The senior enlisted leadership agrees with the chairman. Troxell noted that the service handbook stresses the importance of the individual services to the joint warfighting environment. “They have to be proud to be soldiers, sailors, airmen, Marines and Coast Guardsmen,” Troxell said. “But they also need the training and experience and leadership to understand what the joint force brings to the fight and how to employ it.

“It is critical to expose them to operating in the joint environment as early as possible,” Troxell said. “And we think that is around the buck sergeant/petty officer 2nd class level.”

In Afghanistan and Iraq, many junior NCOs found themselves working in a joint, intergovernmental and international world. In western Iraq during the surge, soldiers in Hit were under command of a Marine general, received indirect-fire support from a Marine unit, and got close-air support from Marine or Air Force or Army assets. Navy electronic warfare specialists aided them in anti-improvised explosive device efforts.

International Partners

American troops are increasingly working with international partners. The the counter-Islamic State of Iraq and the Levant coalition has 39 nations contributing to the effort against the terror group. U.S. trainers in Erbil, Iraq, find themselves working alongside Italian, German, British, Hungarian, and Spanish troops.

“The entire force is increasingly operating in the joint environment and an intergovernmental environment,” Dunford said.

Today, the chairman noted, Army and Marine Corps sergeants or Air Force staff sergeants in pay grade E-5, known as “buck” sergeants, or Navy or Coast Guard petty officers of equivalent rank, often have the same responsibility he had when he was a lieutenant.

Dunford highlighted operations in U.S. Africa Command as a case in point. He said that on any given day, there are about 20 deployments by U.S. teams to Africa Command.
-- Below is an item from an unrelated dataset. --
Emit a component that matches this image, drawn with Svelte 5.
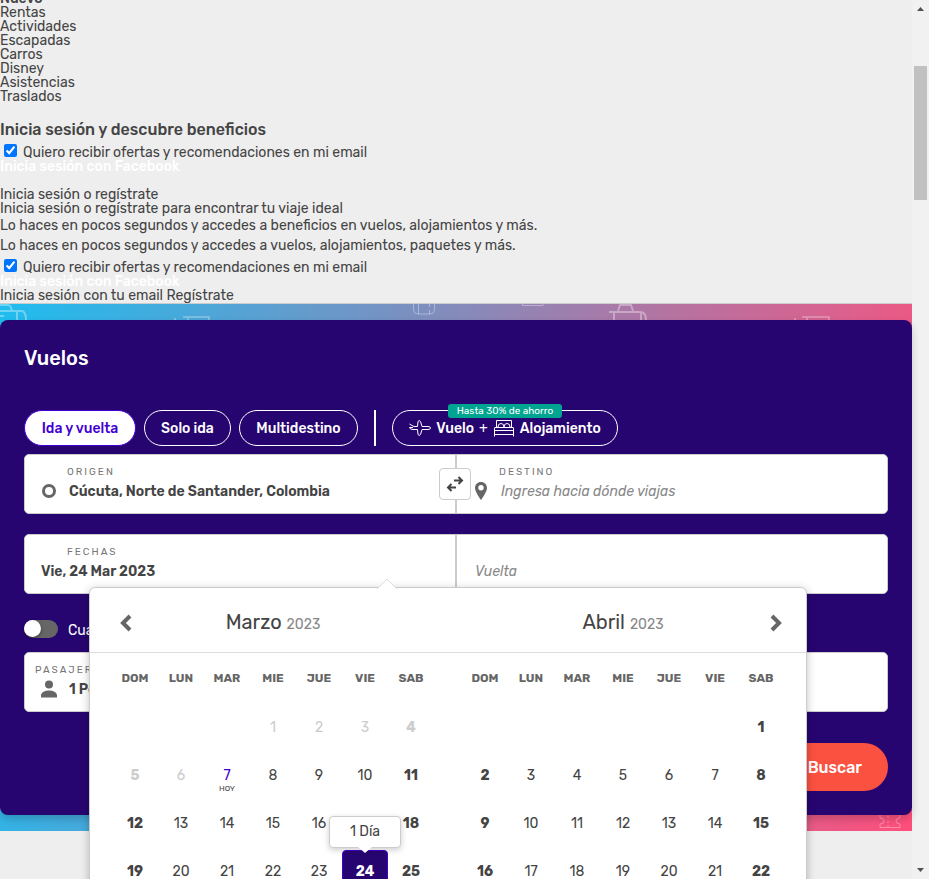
<script>
  const products = ['Rentas', 'Actividades', 'Escapadas', 'Carros', 'Disney', 'Asistencias', 'Traslados'];
  const weekdays = ['DOM', 'LUN', 'MAR', 'MIE', 'JUE', 'VIE', 'SAB'];

  // offset: how many empty cells come before day 1
  function buildWeeks(offset, count) {
    return Array.from({ length: count }, (_, w) =>
      Array.from({ length: 7 }, (_, d) => {
        const day = w * 7 + d - offset + 1;
        return day > 0 ? day : null;
      })
    );
  }

  const months = [
    { name: 'Marzo', year: 2023, weeks: buildWeeks(3, 4), today: 7 },
    { name: 'Abril', year: 2023, weeks: buildWeeks(6, 4), today: 0 }
  ];

  let selected = $state(24);
  let origin = $state('Cúcuta, Norte de Santander, Colombia');
  let departure = $state('Vie, 24 Mar 2023');
  let passengers = $state('1 Persona');
</script>

<div class="window">
  <div class="page">
    <nav>
      <ul class="products">
        <li><strong>Nuevo</strong></li>
        {#each products as product}
          <li>{product}</li>
        {/each}
      </ul>
    </nav>

    <section class="login">
      <h2>Inicia sesión y descubre beneficios</h2>
      <label class="check"><input type="checkbox" checked /><span>Quiero recibir ofertas y recomendaciones en mi email</span></label>
      <a class="facebook" href="#facebook">Inicia sesión con Facebook</a>
      <div class="register">
        <div>Inicia sesión o regístrate</div>
        <div>Inicia sesión o regístrate para encontrar tu viaje ideal</div>
        <p>Lo haces en pocos segundos y accedes a beneficios en vuelos, alojamientos y más.</p>
        <p>Lo haces en pocos segundos y accedes a vuelos, alojamientos, paquetes y más.</p>
      </div>
      <label class="check"><input type="checkbox" checked /><span>Quiero recibir ofertas y recomendaciones en mi email</span></label>
      <a class="facebook" href="#facebook">Inicia sesión con Facebook</a>
      <div class="plain"><a href="#email">Inicia sesión con tu email</a> <a href="#registro">Regístrate</a></div>
    </section>

    <main class="banner">
      <svg class="pattern top" width="912" height="16" viewBox="0 0 912 16" aria-hidden="true">
        <path d="M0 1H8Q11 1 12 7M0 7H22Q26 8 26 16M17 8V16M0 12H4" />
        <path d="M183 13H209V16M188 13V16M175 16V14" stroke-width="1.6" />
        <path d="M413.500 0V6Q414 10 418 10H430Q434 10 434.500 6V0M418.500 0V10M429.500 0V3M429.500 6V10" stroke-width="1" />
        <path d="M522.500 0V1.500H543V0" stroke-width="1" />
        <path d="M609 8H640Q646 8 646 16M618 7L620 1H631L633 7M614 8V16M641 9V16" />
        <path d="M802 13H829V16M807 13V16M795 16V14" stroke-width="1.6" />
      </svg>
      <svg class="pattern bottom" width="22" height="14" viewBox="0 0 22 14" aria-hidden="true">
        <path d="M1 0V3Q5 3 5 6T1 9V12.500H21V9Q17 9 17 6T21 3V0M9 1V3M9 6V8M9 10V12" stroke-width="1" />
      </svg>

      <form class="panel" onsubmit={(e) => e.preventDefault()}>
        <h1>Vuelos</h1>
        <div class="tabs">
          <button type="button" class="tab active">Ida y vuelta</button>
          <button type="button" class="tab one-way">Solo ida</button>
          <button type="button" class="tab multi">Multidestino</button>
          <span class="bar"></span>
          <button type="button" class="tab combo">
            <span class="saving">Hasta 30% de ahorro</span>
            <svg width="22" height="18" viewBox="0 0 22 18" aria-hidden="true">
              <path d="M.5 5L3 6.500 5 7.500H8.500L9 2.500Q10 .500 11.500 2.500L13 7.500H19Q21.500 7.500 21.500 9T19 10.500H13L11.500 15.500Q10 17.500 9 15.500L8.500 10.500H4Q1 10.500 .5 8.500H4" />
            </svg>
            <b>Vuelo</b><i>+</i>
            <svg class="bed" width="22" height="18" viewBox="0 0 22 18" aria-hidden="true">
              <path d="M3.500 8V1.500H18.500V8M1.500 17.500V9Q1.500 8.500 2 8.500H20Q20.500 8.500 20.500 9V17.500M1.500 11.500H20.500M1.500 15.500H20.500M5 8Q5 4.500 8 4.500T11 8Q11 4.500 14 4.500T17 8" />
            </svg>
            <b>Alojamiento</b>
          </button>
        </div>

        <div class="fields">
          <div class="field">
            <label for="origin">ORIGEN</label>
            <div class="row">
              <svg width="16" height="16" viewBox="0 0 16 16" aria-hidden="true"><circle cx="8" cy="8" r="5.500" fill="none" stroke="#666" stroke-width="3" /></svg>
              <input id="origin" type="text" bind:value={origin} />
            </div>
          </div>
          <div class="field destination">
            <label for="destination">DESTINO</label>
            <div class="row">
              <svg width="16" height="20" viewBox="0 0 16 20" aria-hidden="true"><path d="M8 1C4.500 1 2 3.600 2 7C2 11 8 19 8 19S14 11 14 7C14 3.600 11.500 1 8 1ZM8 4A2.700 2.700 0 1 1 8 9.400A2.700 2.700 0 1 1 8 4Z" fill="#666" fill-rule="evenodd" /></svg>
              <input id="destination" type="text" placeholder="Ingresa hacia dónde viajas" />
            </div>
          </div>
          <button type="button" class="swap" aria-label="Intercambiar">
            <svg width="18" height="18" viewBox="0 0 18 18" aria-hidden="true"><path d="M8 5.500H16M12.500 2L16 5.500L12.500 9M10 12.500H2M5.500 9L2 12.500L5.500 16" fill="none" stroke="#444" stroke-width="2" /></svg>
          </button>
        </div>

        <div class="fields dates">
          <div class="field">
            <label for="departure">FECHAS</label>
            <div class="row"><input id="departure" type="text" bind:value={departure} /></div>
          </div>
          <div class="field return">
            <div class="row"><input type="text" placeholder="Vuelta" aria-label="Vuelta" /></div>
          </div>

          <div class="calendar">
            <svg class="notch" width="20" height="11" viewBox="0 0 20 11" aria-hidden="true"><path d="M0 11L10 1L20 11" fill="#fff" stroke="#ddd" /></svg>
            <div class="calendar-head">
              <button type="button" class="arrow" aria-label="Mes anterior"><svg width="12" height="18" viewBox="0 0 12 18"><path d="M10 2L3 9L10 16" /></svg></button>
              {#each months as month}
                <h3>{month.name} <small>{month.year}</small></h3>
              {/each}
              <button type="button" class="arrow next" aria-label="Mes siguiente"><svg width="12" height="18" viewBox="0 0 12 18"><path d="M2 2L9 9L2 16" /></svg></button>
            </div>
            <div class="months">
              {#each months as month, m}
                <table>
                  <thead>
                    <tr>{#each weekdays as name}<th scope="col">{name}</th>{/each}</tr>
                  </thead>
                  <tbody>
                    {#each month.weeks as week}
                      <tr>
                        {#each week as day, d}
                          <td>
                            {#if day}
                              <button
                                type="button"
                                class="day"
                                class:weekend={d === 0 || d === 6}
                                class:past={day < month.today}
                                class:today={day === month.today}
                                class:selected={m === 0 && day === selected}
                                disabled={day < month.today}
                                onclick={() => { if (m === 0) selected = day; }}
                              >{day}</button>
                              {#if day === month.today}<span class="hoy">HOY</span>{/if}
                              {#if m === 0 && day === selected}
                                <span class="tip">1 Día</span>
                              {/if}
                            {/if}
                          </td>
                        {/each}
                      </tr>
                    {/each}
                  </tbody>
                </table>
              {/each}
            </div>
          </div>
        </div>

        <label class="switch"><input type="checkbox" /><span>Cualquier fecha</span></label>

        <div class="fields">
          <div class="field passengers">
            <label for="passengers">PASAJEROS Y CLASE</label>
            <div class="row">
              <svg width="18" height="18" viewBox="0 0 18 18" aria-hidden="true"><circle cx="9" cy="4.500" r="4" fill="#666" /><path d="M1 17.500V15Q2 10.500 9 10.500T17 15V17.500Z" fill="#666" /></svg>
              <input id="passengers" type="text" bind:value={passengers} />
            </div>
          </div>
        </div>

        <div class="actions"><button type="submit" class="search">Buscar</button></div>
      </form>
    </main>
  </div>

  <div class="scroll" aria-hidden="true">
    <svg width="17" height="17" viewBox="0 0 17 17"><path d="M5 11L8.500 7L12 11Z" fill="#505050" /></svg>
    <div class="track"><div class="thumb"></div></div>
    <svg width="17" height="17" viewBox="0 0 17 17"><path d="M5 6L8.500 10L12 6Z" fill="#505050" /></svg>
  </div>
</div>

<style>
  .window {
    display: flex;
    height: 100vh;
    overflow: hidden;
    background: #eee;
    color: #444;
    font: 14px/14px Rubik, Roboto, sans-serif;
  }
  .page { flex: 1; min-width: 0; }
  .window :is(button, input) { font-family: inherit; box-sizing: border-box; }
  a { color: inherit; text-decoration: none; }

  .products { list-style: none; margin: -8px 0 0; padding: 0; }
  .products strong { font-weight: 500; }

  h2 { margin: 16px 0 4px; font-size: 16px; line-height: 20px; font-weight: 500; }
  .check { display: flex; gap: 6px; height: 16px; line-height: 18px; }
  .check input { width: 13px; height: 13px; margin: 0 0 0 4px; }
  .facebook { display: block; color: #fff; font-weight: 500; }
  .register { margin: 14px 0 3px; }
  .register p { margin: 0; line-height: 20px; }

  .banner {
    position: relative;
    padding: 16px 0;
    border-top: 1px solid #ccc;
    background: linear-gradient(100deg, #1fbdf0, #ff4f7b);
  }
  .pattern { position: absolute; fill: none; stroke: rgba(255, 255, 255, .35); stroke-width: 2; }
  .top { top: 0; left: 0; }
  .bottom { right: 11px; bottom: 2px; }

  .panel {
    position: relative;
    padding: 26px 24px 24px;
    border-radius: 8px;
    background: #270570;
    box-shadow: 0 4px 8px rgba(0, 0, 0, .18);
  }
  h1 { margin: 0 0 40px; color: #fff; font-size: 20px; line-height: 24px; font-weight: 500; }

  .tabs { display: flex; gap: 8px; margin-bottom: 8px; }
  .tab {
    position: relative;
    display: flex;
    align-items: center;
    justify-content: center;
    height: 36px;
    padding: 0;
    border: 1px solid #fff;
    border-radius: 18px;
    background: none;
    color: #fff;
    font-size: 14px;
    font-weight: 500;
  }
  .active { width: 112px; background: #fff; border-color: #4300d2; color: #4300d2; }
  .one-way { width: 87px; }
  .multi { width: 119px; }
  .bar { width: 2px; margin: 0 8px; background: #fff; }
  .combo { width: 226px; gap: 5px; }
  .combo svg { fill: none; stroke: #fff; }
  .combo b { font-weight: 500; }
  .combo i { font-style: normal; font-weight: 400; }
  .saving {
    position: absolute;
    top: -7px;
    left: 50%;
    width: 114px;
    transform: translateX(-50%);
    border-radius: 3px;
    background: #00a591;
    font-size: 10px;
    font-weight: 400;
    line-height: 14px;
  }

  .fields {
    position: relative;
    display: flex;
    height: 58px;
    border: 1px solid #ccc;
    border-radius: 5px;
    background: #fff;
  }
  .dates { margin: 20px 0 26px; }
  .field { flex: 1; min-width: 0; padding: 11px 0 0 16px; }
  .field + .field { border-left: 2px solid #ccc; }
  .field label {
    display: block;
    margin-left: 26px;
    color: #777;
    font-size: 10px;
    line-height: 12px;
    letter-spacing: 2px;
  }
  .field .row { display: flex; align-items: center; height: 26px; gap: 12px; }
  .field input {
    flex: 1;
    min-width: 0;
    padding: 0;
    border: 0;
    outline: 0;
    background: none;
    color: #444;
    font-size: 14px;
    font-weight: 600;
  }
  .field input::placeholder { color: #888; opacity: 1; font-weight: 400; font-style: italic; }
  .return .row { padding: 12px 0 0 2px; }
  .passengers { padding-left: 10px; }
  .passengers label { margin-left: 0; }
  .passengers .row { padding-left: 5px; gap: 11px; }

  .swap {
    position: absolute;
    top: 13px;
    left: calc(50% - 17px);
    display: grid;
    place-items: center;
    width: 32px;
    height: 32px;
    padding: 0;
    border: 1px solid #ccc;
    border-radius: 4px;
    background: #fff;
  }

  .calendar {
    position: absolute;
    z-index: 2;
    top: 52px;
    left: 64px;
    width: 716px;
    border: 1px solid #ccc;
    border-radius: 6px;
    background: #fff;
    box-shadow: 0 2px 8px rgba(0, 0, 0, .25);
  }
  .notch { position: absolute; top: -10px; left: 287px; }
  .calendar-head {
    position: relative;
    display: flex;
    gap: 28px;
    padding: 0 22px;
    border-bottom: 1px solid #ddd;
  }
  h3 { flex: 1; height: 64px; margin: 0; padding-top: 2px; box-sizing: border-box; font-size: 20px; font-weight: 400; line-height: 64px; text-align: center; }
  h3 small { color: #888; font-size: 14px; }
  .arrow { position: absolute; top: 23px; left: 24px; height: 24px; padding: 0 6px; border: 0; background: none; }
  .next { left: auto; right: 18px; }
  .arrow svg { display: block; fill: none; stroke: #666; stroke-width: 4; }

  .months { display: flex; gap: 28px; padding: 0 22px; }
  table { flex: 1; width: 322px; table-layout: fixed; border-collapse: collapse; }
  th { height: 50px; padding: 0; color: #666; font-size: 12px; font-weight: 700; }
  td { position: relative; height: 48px; padding: 0; text-align: center; }
  .day {
    display: block;
    width: 100%;
    height: 42px;
    padding: 0;
    border: 0;
    border-radius: 4px;
    background: none;
    color: #444;
    font-size: 14px;
  }
  .weekend { font-weight: 700; }
  .past { color: #ccc; }
  .today { color: #4300d2; }
  .selected { border: 1px solid #4300d2; background: #270570; color: #fff; font-weight: 700; }
  .hoy { position: absolute; right: 0; bottom: 5px; left: 0; font-size: 8px; line-height: 10px; }
  .tip {
    position: absolute;
    bottom: 47px;
    left: 50%;
    width: 70px;
    transform: translateX(-50%);
    border: 1px solid #ccc;
    border-radius: 4px;
    background: #fff;
    box-shadow: 0 2px 6px rgba(0, 0, 0, .2);
    line-height: 30px;
  }
  .tip::after {
    content: '';
    position: absolute;
    top: 100%;
    left: 50%;
    margin-left: -7px;
    border: 7px solid transparent;
    border-top: 6px solid #fff;
    border-bottom: 0;
  }

  .switch { display: flex; align-items: center; gap: 10px; height: 18px; margin-bottom: 14px; color: #fff; line-height: 18px; }
  .switch span { padding-top: 3px; }
  .switch input {
    appearance: none;
    width: 34px;
    height: 18px;
    margin: 0;
    border-radius: 9px;
    background: #666;
  }
  .switch input::before {
    content: '';
    display: block;
    width: 17px;
    height: 17px;
    border-radius: 50%;
    background: #fff;
    box-shadow: 0 1px 3px rgba(0, 0, 0, .5);
  }

  .actions { display: flex; justify-content: flex-end; margin-top: 31px; }
  .search {
    height: 48px;
    padding: 0 26px 0 50px;
    border: 0;
    border-radius: 24px;
    background: #fb5140;
    color: #fff;
    font-size: 16px;
    font-weight: 500;
  }

  .scroll { display: flex; flex-direction: column; width: 17px; background: #f1f1f1; }
  .scroll svg { display: block; }
  .track { flex: 1; padding: 49px 2px 0; }
  .thumb { height: 134px; background: #c1c1c1; }
</style>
In many cases, the senior person on the team is an E-6 or E-7. The team may come from one service, but the recovery unit could be from another, and the medics from another, and the quick-reaction force may come from still a different service.

These young men and women need to understand how to fit all these capabilities together to further the mission.

Values Individual Services’ Uniqueness

“Still, I am at a point in my life where I really value the uniqueness of the services and I don’t want to crush that with jointness. It won’t make us better,” Dunford said. “I think each one of the services brings a unique culture and unique skills to the fight. And the idea of jointness is integrating those capabilities to create an effect, not creating one organization that looks the same and acts the same.”

Service members don’t reenlist in the joint force, the general said. They reenlist in the Army or Navy or Air Force or Marine Corps or Coast Guard, he added.

“We need our noncommissioned officers — early on in their military life — to thrive in the joint operating environment,” Dunford said. “It’s about warfighting. It’s about creating effects on the battlefield.”